- **What you need to do**
Copy out all the lines where "components" shows up.

- **Recorded information**
+ + +

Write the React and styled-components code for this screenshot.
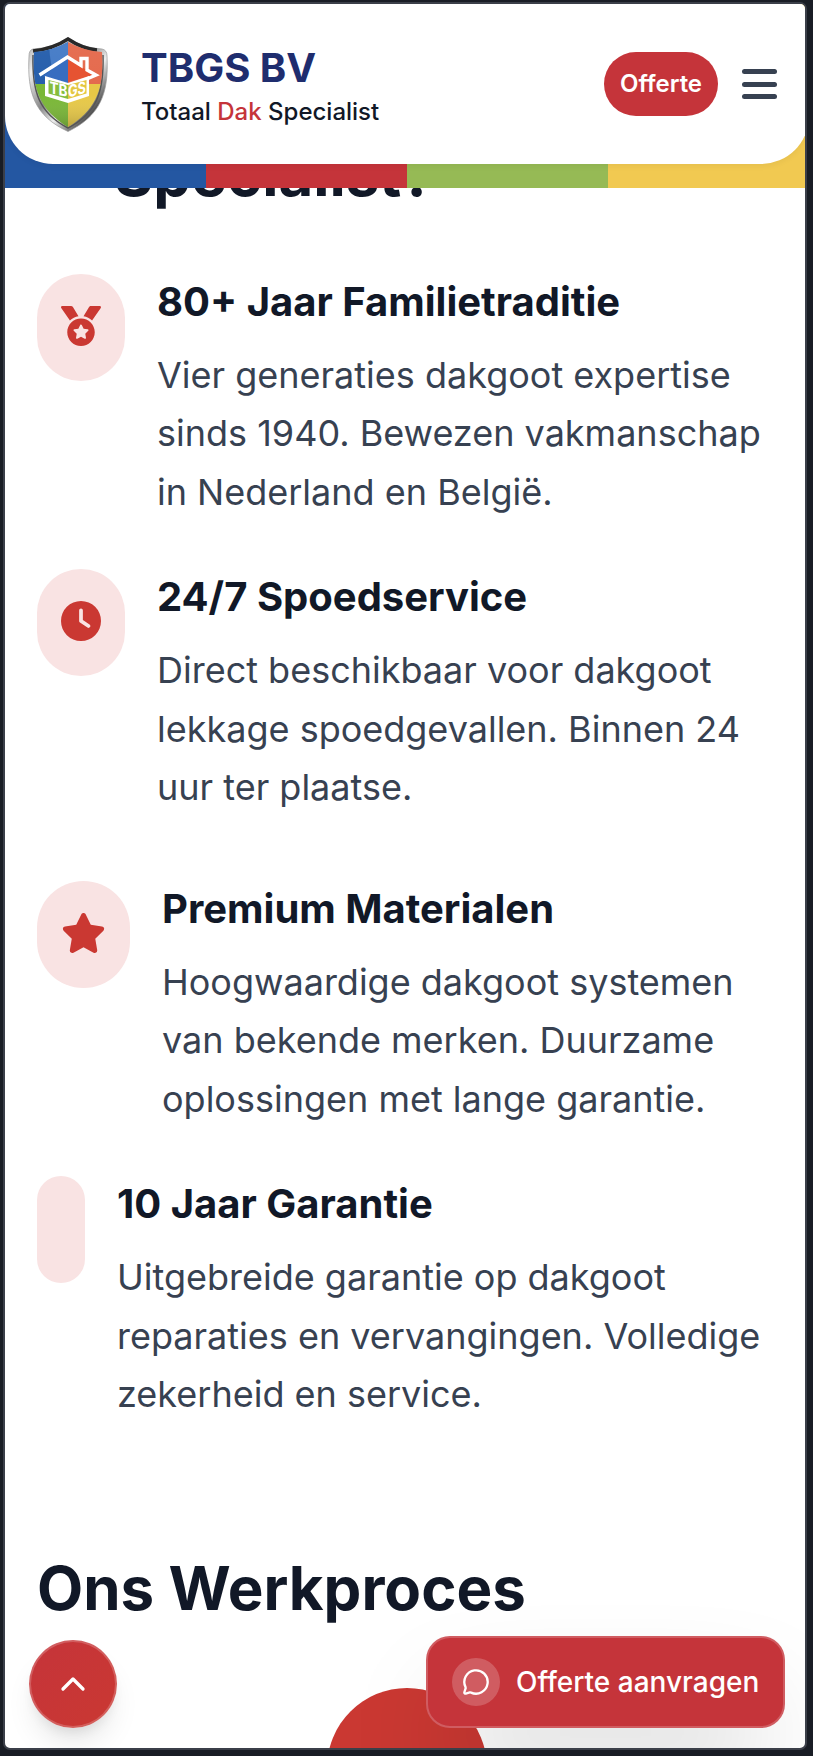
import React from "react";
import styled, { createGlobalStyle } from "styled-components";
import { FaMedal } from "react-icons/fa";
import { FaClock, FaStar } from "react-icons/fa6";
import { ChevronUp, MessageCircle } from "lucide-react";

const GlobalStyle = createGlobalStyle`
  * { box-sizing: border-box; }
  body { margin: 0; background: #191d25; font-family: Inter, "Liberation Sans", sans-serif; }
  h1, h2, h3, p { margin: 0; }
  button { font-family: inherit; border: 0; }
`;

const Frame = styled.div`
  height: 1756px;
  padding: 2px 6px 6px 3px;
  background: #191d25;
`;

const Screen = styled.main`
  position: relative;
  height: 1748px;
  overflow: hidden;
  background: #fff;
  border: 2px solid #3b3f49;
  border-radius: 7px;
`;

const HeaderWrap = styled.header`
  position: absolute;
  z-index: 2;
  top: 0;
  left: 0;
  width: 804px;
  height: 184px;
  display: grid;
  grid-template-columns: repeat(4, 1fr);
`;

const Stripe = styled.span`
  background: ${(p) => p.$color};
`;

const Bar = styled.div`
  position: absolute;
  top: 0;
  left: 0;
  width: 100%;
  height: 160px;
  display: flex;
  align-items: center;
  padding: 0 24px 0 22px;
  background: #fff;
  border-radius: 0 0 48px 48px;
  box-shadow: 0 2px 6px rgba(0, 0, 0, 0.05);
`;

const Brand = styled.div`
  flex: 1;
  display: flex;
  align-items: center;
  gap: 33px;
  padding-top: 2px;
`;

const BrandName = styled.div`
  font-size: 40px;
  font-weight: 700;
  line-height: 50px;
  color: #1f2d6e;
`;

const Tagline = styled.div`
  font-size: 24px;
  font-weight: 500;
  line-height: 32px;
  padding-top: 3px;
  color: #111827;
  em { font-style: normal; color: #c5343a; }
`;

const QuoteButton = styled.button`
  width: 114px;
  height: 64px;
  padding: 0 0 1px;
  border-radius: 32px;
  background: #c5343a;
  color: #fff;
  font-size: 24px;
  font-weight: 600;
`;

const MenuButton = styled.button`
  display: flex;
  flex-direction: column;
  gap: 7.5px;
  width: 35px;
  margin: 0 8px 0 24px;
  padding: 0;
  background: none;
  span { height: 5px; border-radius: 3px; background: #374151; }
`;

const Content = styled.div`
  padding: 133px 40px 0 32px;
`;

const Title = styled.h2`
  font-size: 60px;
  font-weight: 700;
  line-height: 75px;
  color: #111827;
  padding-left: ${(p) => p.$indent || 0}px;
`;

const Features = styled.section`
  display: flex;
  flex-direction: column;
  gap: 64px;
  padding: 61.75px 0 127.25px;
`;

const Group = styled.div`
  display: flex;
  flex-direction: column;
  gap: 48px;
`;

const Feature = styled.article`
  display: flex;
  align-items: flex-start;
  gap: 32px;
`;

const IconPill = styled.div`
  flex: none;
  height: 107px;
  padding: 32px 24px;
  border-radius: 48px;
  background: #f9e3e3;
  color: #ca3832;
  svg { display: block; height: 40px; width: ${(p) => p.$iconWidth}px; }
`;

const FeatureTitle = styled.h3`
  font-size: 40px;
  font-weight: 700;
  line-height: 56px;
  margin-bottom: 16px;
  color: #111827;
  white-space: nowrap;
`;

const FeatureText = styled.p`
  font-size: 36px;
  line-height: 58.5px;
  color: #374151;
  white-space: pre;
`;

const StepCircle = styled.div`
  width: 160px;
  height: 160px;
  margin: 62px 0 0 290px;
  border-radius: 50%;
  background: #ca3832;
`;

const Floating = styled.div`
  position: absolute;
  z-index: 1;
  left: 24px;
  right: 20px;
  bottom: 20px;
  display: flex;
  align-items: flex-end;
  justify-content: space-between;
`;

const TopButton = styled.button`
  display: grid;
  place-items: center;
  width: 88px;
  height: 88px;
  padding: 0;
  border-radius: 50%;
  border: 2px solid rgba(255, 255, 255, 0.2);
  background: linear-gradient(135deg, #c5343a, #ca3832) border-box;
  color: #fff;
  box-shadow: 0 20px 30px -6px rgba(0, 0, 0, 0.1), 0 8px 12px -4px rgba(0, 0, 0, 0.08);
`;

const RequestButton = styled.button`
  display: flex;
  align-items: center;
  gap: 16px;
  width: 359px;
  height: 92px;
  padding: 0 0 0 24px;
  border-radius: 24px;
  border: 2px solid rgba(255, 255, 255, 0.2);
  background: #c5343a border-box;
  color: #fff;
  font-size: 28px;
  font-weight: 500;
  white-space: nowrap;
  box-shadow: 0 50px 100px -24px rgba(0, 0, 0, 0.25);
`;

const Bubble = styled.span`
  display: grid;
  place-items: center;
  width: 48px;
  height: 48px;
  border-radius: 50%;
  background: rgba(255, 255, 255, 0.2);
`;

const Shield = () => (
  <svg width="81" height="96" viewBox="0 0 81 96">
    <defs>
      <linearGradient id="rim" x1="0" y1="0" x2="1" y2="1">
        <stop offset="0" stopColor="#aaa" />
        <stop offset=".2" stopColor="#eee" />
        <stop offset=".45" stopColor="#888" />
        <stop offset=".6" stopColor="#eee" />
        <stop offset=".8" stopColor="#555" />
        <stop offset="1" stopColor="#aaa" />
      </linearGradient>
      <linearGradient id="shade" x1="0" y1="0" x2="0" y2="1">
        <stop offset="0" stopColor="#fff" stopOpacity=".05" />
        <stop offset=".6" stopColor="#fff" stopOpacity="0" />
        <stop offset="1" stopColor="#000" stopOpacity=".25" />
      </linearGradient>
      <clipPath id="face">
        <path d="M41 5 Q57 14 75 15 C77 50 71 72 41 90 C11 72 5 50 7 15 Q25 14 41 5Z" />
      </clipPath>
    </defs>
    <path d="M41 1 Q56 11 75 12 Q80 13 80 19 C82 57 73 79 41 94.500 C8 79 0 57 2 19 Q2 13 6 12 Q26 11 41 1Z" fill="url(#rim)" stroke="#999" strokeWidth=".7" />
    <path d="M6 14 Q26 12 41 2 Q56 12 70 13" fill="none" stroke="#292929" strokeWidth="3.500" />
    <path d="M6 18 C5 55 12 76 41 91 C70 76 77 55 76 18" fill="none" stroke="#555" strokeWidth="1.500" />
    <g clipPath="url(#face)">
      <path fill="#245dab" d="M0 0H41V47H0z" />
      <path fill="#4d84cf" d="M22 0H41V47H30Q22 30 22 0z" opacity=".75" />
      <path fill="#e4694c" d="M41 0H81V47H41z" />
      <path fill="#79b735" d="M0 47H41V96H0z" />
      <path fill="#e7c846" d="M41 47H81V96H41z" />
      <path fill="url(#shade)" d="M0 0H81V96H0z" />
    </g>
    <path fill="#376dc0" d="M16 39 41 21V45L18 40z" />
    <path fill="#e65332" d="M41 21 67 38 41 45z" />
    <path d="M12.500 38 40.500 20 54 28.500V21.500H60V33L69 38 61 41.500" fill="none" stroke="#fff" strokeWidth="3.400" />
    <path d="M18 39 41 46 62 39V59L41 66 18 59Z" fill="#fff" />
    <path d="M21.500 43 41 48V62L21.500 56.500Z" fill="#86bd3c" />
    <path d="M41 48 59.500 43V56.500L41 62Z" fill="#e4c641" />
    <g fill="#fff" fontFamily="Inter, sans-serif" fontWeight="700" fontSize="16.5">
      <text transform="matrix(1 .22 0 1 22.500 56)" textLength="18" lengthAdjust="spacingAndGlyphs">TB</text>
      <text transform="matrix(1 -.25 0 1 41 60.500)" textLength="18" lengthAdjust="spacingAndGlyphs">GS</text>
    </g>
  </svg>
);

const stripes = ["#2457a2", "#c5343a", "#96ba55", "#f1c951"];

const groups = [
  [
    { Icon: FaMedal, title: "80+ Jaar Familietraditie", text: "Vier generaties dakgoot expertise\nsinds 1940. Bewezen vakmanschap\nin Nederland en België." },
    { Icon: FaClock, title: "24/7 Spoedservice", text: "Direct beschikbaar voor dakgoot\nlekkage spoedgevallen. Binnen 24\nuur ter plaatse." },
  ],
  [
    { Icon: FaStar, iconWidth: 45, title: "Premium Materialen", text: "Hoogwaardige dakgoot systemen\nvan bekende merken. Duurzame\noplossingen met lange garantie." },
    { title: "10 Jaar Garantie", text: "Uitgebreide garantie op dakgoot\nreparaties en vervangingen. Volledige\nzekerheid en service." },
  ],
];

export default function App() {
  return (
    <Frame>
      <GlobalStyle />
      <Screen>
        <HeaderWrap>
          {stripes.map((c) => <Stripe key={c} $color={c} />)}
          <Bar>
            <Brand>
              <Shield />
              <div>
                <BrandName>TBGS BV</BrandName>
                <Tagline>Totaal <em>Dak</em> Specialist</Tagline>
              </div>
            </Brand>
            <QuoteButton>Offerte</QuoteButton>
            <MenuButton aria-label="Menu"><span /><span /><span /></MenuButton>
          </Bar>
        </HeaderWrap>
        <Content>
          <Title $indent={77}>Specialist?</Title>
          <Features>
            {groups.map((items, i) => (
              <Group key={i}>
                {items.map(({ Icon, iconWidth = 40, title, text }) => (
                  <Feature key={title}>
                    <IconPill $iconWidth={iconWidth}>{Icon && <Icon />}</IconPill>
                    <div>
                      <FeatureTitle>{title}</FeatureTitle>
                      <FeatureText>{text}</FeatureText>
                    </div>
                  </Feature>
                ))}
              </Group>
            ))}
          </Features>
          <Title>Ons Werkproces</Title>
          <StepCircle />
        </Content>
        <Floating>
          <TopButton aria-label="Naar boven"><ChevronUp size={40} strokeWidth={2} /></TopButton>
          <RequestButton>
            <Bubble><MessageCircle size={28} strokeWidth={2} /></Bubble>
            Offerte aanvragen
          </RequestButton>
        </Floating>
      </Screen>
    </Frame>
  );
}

+ + +

- **Answer for this exercise**
Write the React and styled-components code for this screenshot.
import styled, { createGlobalStyle } from "styled-components";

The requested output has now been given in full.